1. Ao contrário do que frequentemente se ouve e lê - por exemplo, AQUI -, em 2004, o então Presidente da República, Jorge Sampaio, não demitiu o Governo de Santana Lopes, tendo, sim, dissolvido a AR e convocado eleições antecipadas, invocando a evidente degradação da situação política. O Primeiro-ministro é que decidiu apresentar a sua demissão, passando a "governo de gestão" -, o que não estava obrigado a fazer.

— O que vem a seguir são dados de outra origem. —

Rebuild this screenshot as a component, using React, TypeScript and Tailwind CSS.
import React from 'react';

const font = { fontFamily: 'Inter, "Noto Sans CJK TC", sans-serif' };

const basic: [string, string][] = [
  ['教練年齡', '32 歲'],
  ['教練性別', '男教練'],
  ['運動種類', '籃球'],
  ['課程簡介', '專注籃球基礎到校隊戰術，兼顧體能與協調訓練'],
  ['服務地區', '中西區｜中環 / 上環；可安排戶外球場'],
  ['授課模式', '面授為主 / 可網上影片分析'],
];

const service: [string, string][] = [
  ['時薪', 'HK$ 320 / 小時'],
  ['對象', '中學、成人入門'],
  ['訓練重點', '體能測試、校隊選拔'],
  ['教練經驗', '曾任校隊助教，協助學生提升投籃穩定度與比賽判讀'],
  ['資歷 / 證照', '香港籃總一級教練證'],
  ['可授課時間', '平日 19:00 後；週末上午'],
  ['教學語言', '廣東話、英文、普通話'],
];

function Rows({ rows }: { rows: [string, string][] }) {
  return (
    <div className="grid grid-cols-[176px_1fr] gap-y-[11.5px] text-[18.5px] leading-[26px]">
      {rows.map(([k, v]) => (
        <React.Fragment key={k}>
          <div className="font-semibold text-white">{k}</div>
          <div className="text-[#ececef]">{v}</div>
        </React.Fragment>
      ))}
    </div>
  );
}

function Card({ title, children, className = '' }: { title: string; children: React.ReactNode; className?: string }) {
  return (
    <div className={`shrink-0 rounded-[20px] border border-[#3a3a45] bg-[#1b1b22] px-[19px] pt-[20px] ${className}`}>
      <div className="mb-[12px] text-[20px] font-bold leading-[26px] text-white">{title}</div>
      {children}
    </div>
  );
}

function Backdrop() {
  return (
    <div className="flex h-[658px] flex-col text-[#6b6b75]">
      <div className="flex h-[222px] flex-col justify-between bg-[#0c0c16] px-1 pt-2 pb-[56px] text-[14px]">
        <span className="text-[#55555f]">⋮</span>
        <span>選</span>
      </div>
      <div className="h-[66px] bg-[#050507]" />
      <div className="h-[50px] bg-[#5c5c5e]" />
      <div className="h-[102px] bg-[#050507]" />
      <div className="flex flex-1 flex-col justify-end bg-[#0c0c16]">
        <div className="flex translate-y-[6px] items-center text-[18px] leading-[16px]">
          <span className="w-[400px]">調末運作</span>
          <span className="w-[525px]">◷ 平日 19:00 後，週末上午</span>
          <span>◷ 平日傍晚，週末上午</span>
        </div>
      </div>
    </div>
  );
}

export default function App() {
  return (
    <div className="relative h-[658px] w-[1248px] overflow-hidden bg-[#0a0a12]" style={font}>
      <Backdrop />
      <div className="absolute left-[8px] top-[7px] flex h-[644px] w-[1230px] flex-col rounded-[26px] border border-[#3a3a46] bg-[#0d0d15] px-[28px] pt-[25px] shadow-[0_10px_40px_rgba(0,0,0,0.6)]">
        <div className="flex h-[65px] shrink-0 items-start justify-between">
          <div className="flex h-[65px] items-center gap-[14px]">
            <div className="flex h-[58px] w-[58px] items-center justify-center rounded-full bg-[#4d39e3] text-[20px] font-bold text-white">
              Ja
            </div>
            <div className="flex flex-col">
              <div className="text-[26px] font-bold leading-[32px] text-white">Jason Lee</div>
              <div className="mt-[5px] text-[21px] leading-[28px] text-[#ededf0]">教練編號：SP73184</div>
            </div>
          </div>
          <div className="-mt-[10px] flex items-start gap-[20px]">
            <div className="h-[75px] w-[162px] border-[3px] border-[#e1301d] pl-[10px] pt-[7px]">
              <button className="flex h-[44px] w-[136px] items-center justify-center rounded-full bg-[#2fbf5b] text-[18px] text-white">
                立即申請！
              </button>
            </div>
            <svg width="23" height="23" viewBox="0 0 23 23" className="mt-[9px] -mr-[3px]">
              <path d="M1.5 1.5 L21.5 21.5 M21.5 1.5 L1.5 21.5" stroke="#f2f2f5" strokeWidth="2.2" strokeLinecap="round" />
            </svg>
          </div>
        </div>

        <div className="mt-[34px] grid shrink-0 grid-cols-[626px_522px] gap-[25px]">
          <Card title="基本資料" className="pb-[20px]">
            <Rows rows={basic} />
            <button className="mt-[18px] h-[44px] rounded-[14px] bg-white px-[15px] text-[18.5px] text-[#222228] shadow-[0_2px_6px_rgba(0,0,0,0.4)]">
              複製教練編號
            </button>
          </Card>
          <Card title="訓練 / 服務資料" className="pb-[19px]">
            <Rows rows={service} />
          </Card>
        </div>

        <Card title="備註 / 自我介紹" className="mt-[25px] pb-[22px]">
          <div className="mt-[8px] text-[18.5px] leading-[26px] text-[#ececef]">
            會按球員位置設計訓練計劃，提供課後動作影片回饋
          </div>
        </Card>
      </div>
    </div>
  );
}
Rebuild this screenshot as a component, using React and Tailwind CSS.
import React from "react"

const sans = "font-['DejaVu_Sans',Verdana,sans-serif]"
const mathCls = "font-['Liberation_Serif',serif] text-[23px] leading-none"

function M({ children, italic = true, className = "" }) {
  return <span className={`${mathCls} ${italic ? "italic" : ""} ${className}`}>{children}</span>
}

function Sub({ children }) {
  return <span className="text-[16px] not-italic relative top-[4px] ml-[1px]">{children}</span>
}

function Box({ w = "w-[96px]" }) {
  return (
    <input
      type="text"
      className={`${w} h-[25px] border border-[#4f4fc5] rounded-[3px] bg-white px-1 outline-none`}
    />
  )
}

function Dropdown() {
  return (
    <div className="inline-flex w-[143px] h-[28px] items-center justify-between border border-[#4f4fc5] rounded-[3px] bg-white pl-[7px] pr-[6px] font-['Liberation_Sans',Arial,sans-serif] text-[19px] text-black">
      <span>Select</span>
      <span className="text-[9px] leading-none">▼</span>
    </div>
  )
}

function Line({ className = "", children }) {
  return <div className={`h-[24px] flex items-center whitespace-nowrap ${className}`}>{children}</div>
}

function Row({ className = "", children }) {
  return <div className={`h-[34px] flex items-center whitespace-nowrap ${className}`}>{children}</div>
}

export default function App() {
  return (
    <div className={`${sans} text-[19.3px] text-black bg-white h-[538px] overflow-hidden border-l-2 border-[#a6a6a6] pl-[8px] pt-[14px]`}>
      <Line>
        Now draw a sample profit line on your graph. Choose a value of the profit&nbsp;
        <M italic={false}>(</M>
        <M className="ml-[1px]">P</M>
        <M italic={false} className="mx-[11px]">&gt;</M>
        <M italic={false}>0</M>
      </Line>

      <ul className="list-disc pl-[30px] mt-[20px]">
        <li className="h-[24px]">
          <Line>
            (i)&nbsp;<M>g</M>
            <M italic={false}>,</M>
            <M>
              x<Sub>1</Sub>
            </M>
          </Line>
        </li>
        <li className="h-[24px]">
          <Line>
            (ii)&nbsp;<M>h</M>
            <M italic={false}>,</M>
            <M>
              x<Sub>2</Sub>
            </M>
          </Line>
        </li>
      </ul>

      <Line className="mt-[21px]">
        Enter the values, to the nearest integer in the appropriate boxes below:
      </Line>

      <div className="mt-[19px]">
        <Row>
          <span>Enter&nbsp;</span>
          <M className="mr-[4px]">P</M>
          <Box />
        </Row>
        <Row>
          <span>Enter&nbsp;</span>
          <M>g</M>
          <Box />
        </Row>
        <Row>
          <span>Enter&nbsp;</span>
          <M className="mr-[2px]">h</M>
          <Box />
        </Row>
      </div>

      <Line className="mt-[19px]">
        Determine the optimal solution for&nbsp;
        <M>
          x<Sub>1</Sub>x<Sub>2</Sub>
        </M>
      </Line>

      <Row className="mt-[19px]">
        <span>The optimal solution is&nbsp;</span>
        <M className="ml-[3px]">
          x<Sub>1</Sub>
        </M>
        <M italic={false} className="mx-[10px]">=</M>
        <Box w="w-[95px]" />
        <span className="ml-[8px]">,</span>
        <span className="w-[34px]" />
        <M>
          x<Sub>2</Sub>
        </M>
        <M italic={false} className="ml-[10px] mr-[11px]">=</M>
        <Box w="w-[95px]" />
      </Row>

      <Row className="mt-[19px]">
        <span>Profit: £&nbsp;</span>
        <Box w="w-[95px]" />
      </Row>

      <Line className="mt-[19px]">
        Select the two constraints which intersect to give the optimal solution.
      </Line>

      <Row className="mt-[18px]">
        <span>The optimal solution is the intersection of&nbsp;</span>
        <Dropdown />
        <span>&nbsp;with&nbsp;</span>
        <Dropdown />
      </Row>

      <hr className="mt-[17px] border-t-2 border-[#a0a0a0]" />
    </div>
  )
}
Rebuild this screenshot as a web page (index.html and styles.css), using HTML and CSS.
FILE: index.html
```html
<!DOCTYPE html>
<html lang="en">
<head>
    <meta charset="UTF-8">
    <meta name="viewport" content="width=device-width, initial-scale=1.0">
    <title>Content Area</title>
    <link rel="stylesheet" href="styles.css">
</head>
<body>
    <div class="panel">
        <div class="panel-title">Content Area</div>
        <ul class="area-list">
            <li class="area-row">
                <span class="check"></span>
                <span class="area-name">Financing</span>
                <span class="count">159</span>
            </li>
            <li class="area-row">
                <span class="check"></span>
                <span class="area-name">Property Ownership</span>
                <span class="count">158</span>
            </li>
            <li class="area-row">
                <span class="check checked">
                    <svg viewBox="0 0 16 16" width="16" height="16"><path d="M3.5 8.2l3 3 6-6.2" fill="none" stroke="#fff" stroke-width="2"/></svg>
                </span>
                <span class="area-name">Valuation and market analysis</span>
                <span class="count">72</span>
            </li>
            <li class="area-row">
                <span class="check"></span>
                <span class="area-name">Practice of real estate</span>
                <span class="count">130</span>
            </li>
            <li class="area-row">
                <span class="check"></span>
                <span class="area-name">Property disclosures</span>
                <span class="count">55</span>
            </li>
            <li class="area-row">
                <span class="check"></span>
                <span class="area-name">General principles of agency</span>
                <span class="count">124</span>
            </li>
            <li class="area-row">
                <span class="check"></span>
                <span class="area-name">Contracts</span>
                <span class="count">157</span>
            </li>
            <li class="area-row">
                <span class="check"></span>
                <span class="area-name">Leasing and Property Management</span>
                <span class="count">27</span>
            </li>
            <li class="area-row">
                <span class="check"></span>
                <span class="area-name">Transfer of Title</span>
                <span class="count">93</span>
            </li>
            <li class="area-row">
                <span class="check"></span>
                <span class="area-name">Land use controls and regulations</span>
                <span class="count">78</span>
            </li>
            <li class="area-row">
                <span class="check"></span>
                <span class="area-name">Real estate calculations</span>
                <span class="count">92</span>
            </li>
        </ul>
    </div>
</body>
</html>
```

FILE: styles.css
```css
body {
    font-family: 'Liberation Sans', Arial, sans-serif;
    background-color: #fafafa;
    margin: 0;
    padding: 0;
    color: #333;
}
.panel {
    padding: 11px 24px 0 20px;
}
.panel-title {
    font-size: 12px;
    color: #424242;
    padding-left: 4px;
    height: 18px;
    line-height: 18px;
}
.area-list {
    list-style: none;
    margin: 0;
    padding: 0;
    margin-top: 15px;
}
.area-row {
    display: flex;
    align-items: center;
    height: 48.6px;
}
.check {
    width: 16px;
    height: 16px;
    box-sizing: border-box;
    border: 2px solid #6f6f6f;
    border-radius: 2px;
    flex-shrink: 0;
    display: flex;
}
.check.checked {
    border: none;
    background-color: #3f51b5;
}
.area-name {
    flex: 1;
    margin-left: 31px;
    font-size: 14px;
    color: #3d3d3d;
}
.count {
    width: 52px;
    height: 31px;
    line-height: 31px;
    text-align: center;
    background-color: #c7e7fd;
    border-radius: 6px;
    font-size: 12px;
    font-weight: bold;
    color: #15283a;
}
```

Com efeito, salvo o caso excecional de estar em causa o "regular funcionamento das instituições" - situação até agora nunca invocada -, o Presidente da República não pode demitir diretamente o Governo, que não depende da sua confiança política e que só responde politicamente perante a AR.
2. O que o PR pode fazer, quando o julgue politicamente justificado, é dissolver a AR e convocar eleições antecipadas, o que vai acarretar automaticamente a demissão do Governo em funções, com o início da nova legislatura.
Todavia, é fácil ver que, embora seja uma decisão presidencial relativamente discricionária - mas que carece sempre de fundamentação adequada -, o PR só a tomará normalmente se puder antecipar, com forte probabilidade, que as novas eleições e a nova composição parlamentar providenciarão uma solução governativa alternativa à existente. Em 2004, tal era praticamente garantido, dado o manifesto esgotamento da maioria governamental, sob a liderança de Santana Lopes, e a sólida afimação do PS de José Sócrates nas sondagens eleitorais; nas circunstâncias presentes, ninguém o pode assegurar, pelo contrário.
Arriscar uma situação de impasse ou de fragilidade governativa nas atuais circunstâncias - guerra na Ucrânia sem fim à vista, surto inflacionista por dominar, prazo de implementação do PRR a correr - relevaria do aventureirismo político.